Santana has batted .333/.435/.615 with three home runs in 11 games since his return from a concussion, and I do wonder whether the emergence of Lonnie Chisenhall, which has locked Santana into starts only at first base (nine of them) and designated hitter (two) since his return, has contributed. It was the first time all season Santana had a consistently dedicated role, and I envision a scenario by which he could rank as many as 40 spots higher in next week's column. That said, concussions scare me, especially with players who have a history of them (Santana also suffered one in 2012), and he also performed poorly in the season's opening weeks.
Josh Willingham: Another player with greater fantasy appeal in leagues that weight his ability to draw walks -- though bear in mind that his 22.4 percent strikeout rate somewhat counterbalances that in certain points-based scoring systems -- Willingham has enjoyed merely a slow climb up my rankings because of his extensive injury history. He has seven career disabled list stints and has never appeared in more than 145 games in a single year; he has played only 77 percent of his team's scheduled games since 2006, his first full season in the bigs.
Still, Willingham has flashed good power since his return from his most recent DL stint due to a wrist injury, batting .275/.427/.551, with all five of his home runs in 21 games. He is a player who in his Minnesota Twins career has averaged 31 home runs and 102 RBIs per 162 games played, so if you're feeling lucky about his ability to remain on the diamond going forward, he might make a compelling case for a ranking between someone like Jay Bruce or Josh Hamilton, similar .265-30-100 types of players when healthy.

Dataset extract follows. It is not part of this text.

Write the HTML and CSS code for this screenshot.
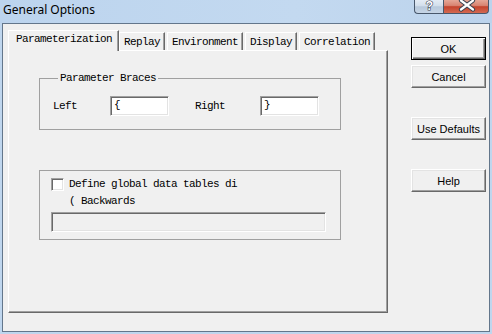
FILE: index.html
```html
<!DOCTYPE html>
<html>
<head>
<meta charset="utf-8">
<link rel="stylesheet" href="styles.css">
</head>
<body>
<div class="window">
  <div class="titlebar">
    <span class="title">General Options</span>
    <div class="caption">
      <div class="cbtn help">
        <svg width="29" height="14" viewBox="0 0 29 14"><text x="14.5" y="11" text-anchor="middle" class="qmark">?</text></svg>
      </div>
      <div class="cbtn close">
        <svg width="46" height="14" viewBox="0 0 46 14">
          <path d="M17 1.5 L29 10.5 M29 1.5 L17 10.5" stroke="#3a4250" stroke-width="4.2" stroke-linecap="round"/>
          <path d="M17 1.5 L29 10.5 M29 1.5 L17 10.5" stroke="#ffffff" stroke-width="2.2" stroke-linecap="round"/>
        </svg>
      </div>
    </div>
  </div>
  <div class="client">
    <div class="tabctl">
      <div class="tabs">
        <div class="tab selected">Parameterization</div>
        <div class="tab">Replay</div>
        <div class="tab">Environment</div>
        <div class="tab">Display</div>
        <div class="tab">Correlation</div>
      </div>
      <div class="panel">
        <fieldset class="group g1">
          <legend>Parameter Braces</legend>
          <div class="row">
            <span class="lbl lbl-left">Left</span>
            <div class="edit">{</div>
            <span class="lbl lbl-right">Right</span>
            <div class="edit">}</div>
          </div>
        </fieldset>
        <div class="group g2">
          <div class="checkrow"><span class="check"></span><span>Define global data tables di</span></div>
          <div class="line2">( Backwards</div>
          <div class="edit disabled wide"></div>
        </div>
      </div>
    </div>
    <div class="btns">
      <div class="btn default">OK</div>
      <div class="btn">Cancel</div>
      <div class="btn gap">Use Defaults</div>
      <div class="btn gap">Help</div>
    </div>
  </div>
</div>
</body>
</html>
```
FILE: styles.css
```css
html, body { margin: 0; padding: 0; }
body { background: #bfd6ee; }

.window {
  width: 492px;
  height: 334px;
  display: flex;
  flex-direction: column;
  background: #bfd6ee;
  overflow: hidden;
}

.titlebar {
  height: 23px;
  flex: none;
  display: flex;
  justify-content: space-between;
  align-items: flex-start;
  background: linear-gradient(90deg, #bcd4ee, #c3d9f0 60%, #bcd3ec);
}
.title {
  font-family: "Noto Sans", sans-serif;
  font-size: 12px;
  line-height: 16px;
  margin: 2px 0 0 3px;
  color: #000;
}
.caption { display: flex; margin-right: 3px; }
.cbtn {
  height: 14px;
  box-sizing: border-box;
  border: 1px solid #48586c;
  border-top: none;
}
.cbtn svg { display: block; margin-top: -1px; }
.help {
  width: 29px;
  border-right: none;
  border-bottom-left-radius: 4px;
  background: linear-gradient(#e4ecf5 0%, #d2deeb 45%, #b8c9dc 52%, #c6d5e6 100%);
}
.qmark {
  font-family: "Liberation Sans", sans-serif;
  font-weight: bold;
  font-size: 12px;
  fill: #fff;
  stroke: #3a4250;
  stroke-width: 1.2px;
  paint-order: stroke;
}
.close {
  width: 46px;
  border-bottom-right-radius: 4px;
  background: linear-gradient(#e5a797 0%, #d88472 42%, #c4432d 52%, #d46a52 100%);
}

.client {
  flex: 1;
  margin: 0 2px 2px 2px;
  border: 1px solid #63768b;
  background: #f0f0f0;
  display: flex;
  align-items: flex-start;
  padding: 6px 0 0 5px;
  box-sizing: border-box;
}

.tabctl {
  width: 380px;
  display: flex;
  flex-direction: column;
  font-family: "Liberation Mono", monospace;
  font-size: 11px;
  letter-spacing: -0.6px;
  color: #000;
}
.tabs {
  display: flex;
  align-items: flex-end;
  height: 20px;
  position: relative;
  z-index: 1;
}
.tab {
  height: 18px;
  box-sizing: border-box;
  border-top: 1px solid #fff;
  border-left: 1px solid #fff;
  border-right: 1px solid #696969;
  box-shadow: inset -1px 0 0 #a0a0a0;
  padding: 0 4px 0 4px;
  line-height: 18px;
  margin-right: 2px;
  background: #f0f0f0;
  white-space: nowrap;
}
.tab.selected {
  height: 21px;
  margin-bottom: -1px;
  margin-right: 0;
  padding: 0 6px 0 7px;
  line-height: 17px;
}

.panel {
  height: 263px;
  box-sizing: border-box;
  border: 1px solid;
  border-color: #fff #696969 #696969 #fff;
  box-shadow: inset -1px -1px 0 #a0a0a0;
  padding: 20px 0 0 30px;
}

.group {
  width: 302px;
  box-sizing: border-box;
  margin: 0;
  border: 1px solid #a0a0a0;
}
.g1 {
  padding: 11px 0 13px 13px;
}
.g1 legend {
  padding: 0 2px;
  margin-left: 5px;
  line-height: 14px;
}
.row {
  display: flex;
  align-items: center;
  height: 20px;
}
.lbl { line-height: 14px; }
.lbl-left { width: 57px; }
.lbl-right { width: 65px; margin-left: 26px; }

.edit {
  width: 59px;
  height: 20px;
  box-sizing: border-box;
  border: 1px solid;
  border-color: #a0a0a0 #fff #fff #a0a0a0;
  box-shadow: inset 1px 1px 0 #696969, inset -1px -1px 0 #e3e3e3;
  background: #fff;
  padding: 1px 0 0 3px;
  line-height: 14px;
}
.edit.disabled { background: #f0f0f0; }
.edit.wide { width: 275px; margin-top: 3px; }

.g2 {
  margin-top: 40px;
  padding: 5px 0 7px 11px;
}
.checkrow {
  display: flex;
  align-items: center;
  height: 16px;
}
.check {
  width: 13px;
  height: 13px;
  box-sizing: border-box;
  border: 1px solid;
  border-color: #a0a0a0 #fff #fff #a0a0a0;
  box-shadow: inset 1px 1px 0 #696969, inset -1px -1px 0 #e3e3e3;
  background: #fff;
  margin-right: 5px;
}
.line2 {
  height: 16px;
  line-height: 16px;
  margin-top: 1px;
  padding-left: 18px;
}

.btns {
  display: flex;
  flex-direction: column;
  width: 75px;
  margin: 7px 0 0 23px;
}
.btn {
  height: 23px;
  box-sizing: border-box;
  border: 1px solid;
  border-color: #fff #696969 #696969 #fff;
  box-shadow: inset -1px -1px 0 #a0a0a0, inset 1px 1px 0 #e3e3e3;
  background: #f0f0f0;
  font-family: "Liberation Sans", sans-serif;
  font-size: 11px;
  color: #000;
  display: flex;
  align-items: center;
  justify-content: center;
  margin-top: 5px;
}
.btn.default {
  margin-top: 0;
  border-color: #000;
  box-shadow: inset 1px 1px 0 #fff, inset -1px -1px 0 #696969, inset -2px -2px 0 #a0a0a0;
}
.btn.gap { margin-top: 29px; }
```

Cody Allen: With him, it's all about how much you trust Cleveland Indians manager Terry Francona, who claims that "at some point" he wants to get John Axford back into the closer role. That's a concern only in that Axford has a 2.20 ERA and whopping 27.6 percent strikeout rate in 18 games since his most recent save chance. His WHIP, however, is a bloated 1.71 during that time. Allen, meanwhile, has done nothing to warrant removal from the role, and there's no doubt he's the more talented pitcher of the two. If you're confident that there's zero chance Allen loses the job -- and I'm almost there -- he belongs ranked somewhere comfortably in the Steve Cishek-Sean Doolittle range, teetering on the brink of top-10 fantasy closer status.
Derek Norris: There's one obvious obstacle standing in Norris' path of clear-cut top-10 fantasy catcher status, and his name is John Jaso. Originally constructed at the beginning of the 2013 season, the Jaso-Norris platoon has been a frequent practice of the matchups-conscious Oakland Athletics, and even since the beginning of June, Norris has but seven starts at catcher (out of 14 games) to Jaso's three (fellow lefty Stephen Vogt started the other four). But while Jaso has been as susceptible as ever to weakside matchups in 2014, Norris has improved substantially against righties, with a .256 batting average and .379 on-base percentage that show that he's no liability. Frankly, considering he's 25 years old and in only his third season in the majors, Norris could probably use more time to further hone his skills against his "weak" side, and the Athletics appear to be affording him some: Twelve of his past 20 starts were against righties. Is that trend likely to continue or perhaps even swing entirely in his favor? It's possible, and your confidence in it should drive your opinion of him.